Öğretmen adaylarının bilimler arası kavramların tutarlılığı ve paradigmasının araştırıldığı on sekizinci soruya verdikleri yanıtlar (Tablo 4.18) incelendiğinde, uygulama öncesinde öğretmen adaylarının yarısından fazlasının naif görüş açısına sahip oldukları görülmektedir (%58). Öğretmen adayları farklı bilim insanlarının birbirlerini anlamalarının oldukça kolay olduğu görüşü üzerinde birleşmişleridir. Bilimsel fikirlerin bilim insanlarının bakış açılarına bağlı olduğunu belirten gerçekçi seçenek öğretmen adayları tarafından çok az tercih edilmiştir (%14). Uygulama sonrasında öğretmen adaylarının görüşleri gerçekçi görüş yönüne olumlu olarak değişmiştir. Uygulama sonrasında gerçekçi görüş açısını tercih edenlerin oranı %14’den %24’e çıkarken, naif görüşe sahip olanların oranı %58’den %48’e düşmüştür.
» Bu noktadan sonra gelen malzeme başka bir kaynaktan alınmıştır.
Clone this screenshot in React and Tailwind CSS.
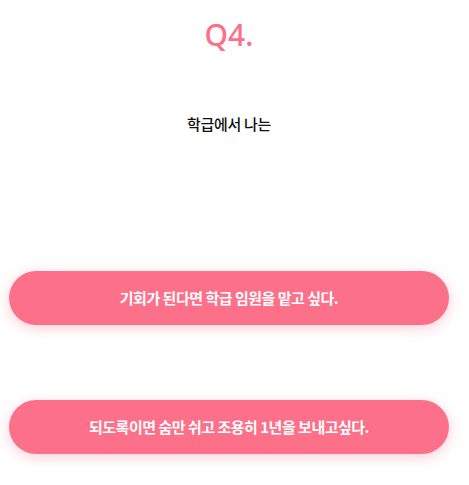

Yukarıdaki sonuçlara bakıldığında öğretmen adaylarının uygulama öncesinde ve sonrasında sahip oldukları görüşler değerlendirildiğinde; uygulamanın öğretmen adaylarının bilimin tanımı, toplumun bilim üzerindeki ve bilimin toplum üzerindeki etkisi, bilim insanlarının özellikleri, bilimsel gözlemler, bilimsel modeller, bilimsel bilginin değişkenliği, hipotez, teori ve kanunlar, bilimsel varsayımlar, teoriler, yöntemler, bilimsel bilginin epistemolojik durumu (kanunlar, hipotezler ve teoriler) ve disiplinler arası kavramların paradigması hakkındaki bilgilerin gelişmesine katkıda bulunduğu gözlemlenmiştir.

Araştırmanın sonuçları Tablo 4.19’da genel olarak incelendiğinde ise yapılan uygulamaların öğretmen adaylarının yarıdan fazlasını etkilediği ve öğretmen adaylarının dörtte birinden fazlasının uygulamadan olumlu olarak etkilendiği gözlemlenmiştir. Bu araştırma ile benzer şekilde bazı araştırmalarda da öğrencilere okullarda verilen bilim eğitiminin, bilimin doğası hakkındaki fikirleri olumlu etkilediği tespit edilmiştir (Lucas ve Roth, 1996; Songer ve Linn, 1991; Beşli, 2008; Yücel, 2009).

Eichinger ve diğerleri (1997) çalışmasında öğretmen adaylarına bilimin doğasını öğretmeye çalışmıştır. Öncelikle öğrencilere bilimin doğası hakkında bilgi vermiş daha sonra çeşitli ödevlerle bilimin doğası hakkındaki anlayışlarını araştırmışlardır. Öğrencilerden bir hafta boyunca televizyonda yayınlanan bilimsel bilgileri incelemeleri istenmiştir. Ayrıca gazetelerdeki bilimsel bilgileri elde ederek bunlarla bilim arasında ilişki kurmaları istenmiştir. Kısacası öğretmen adayları aktif öğrenme yöntemi ile bilimi öğrenmeye yönlendirilmiştir. Bu çalışmada da benzer şekilde öğretmen adaylarına GEGO’lar kullanılarak bilimin doğası öğretilmeye çalışılmıştır. Fakat bu çalışmada bilimin doğasının öğretiminde farklı yaklaşımlara yer verilmemiştir.

Yapılan uygulamalar otantik öğretimin beş temel ilkesine (Newmann ve Wehlage, 1993) değerlendirildiğinde uygulamaların bu beş temel ilkeye uygun olduğu gözlemlenmiştir. Otantik öğretimin beş temel ilkesi şunlardır:

1. Üst düzey düşünme, 2. Bilginin derinliği,

3. Okul yaşantı arasındaki bağlantı, 4. Devamlı olarak iletişim,

5. Devamlı olarak öğrenci başarısını destekleme,

5.1.2. FBÖTÖ-II’den Elde Edilen Sonuçlar

Araştırmanın üçüncü alt problemine ilişkin olarak öğretmen adaylarının uygulama öncesinde fen öğretimine karşı tutumları ile uygulama sonrasındaki tutumları FBÖTÖ-II anketinden elde edilen veriler ışığında incelenmiştir.

Araştırma sonucunda “Geniş Etkili Güncel Olaylar” ın öğretmen adaylarının fen öğretimine karşı tutumlarını geliştirmede anlamlı bir etkisinin olduğu bulunmuştur.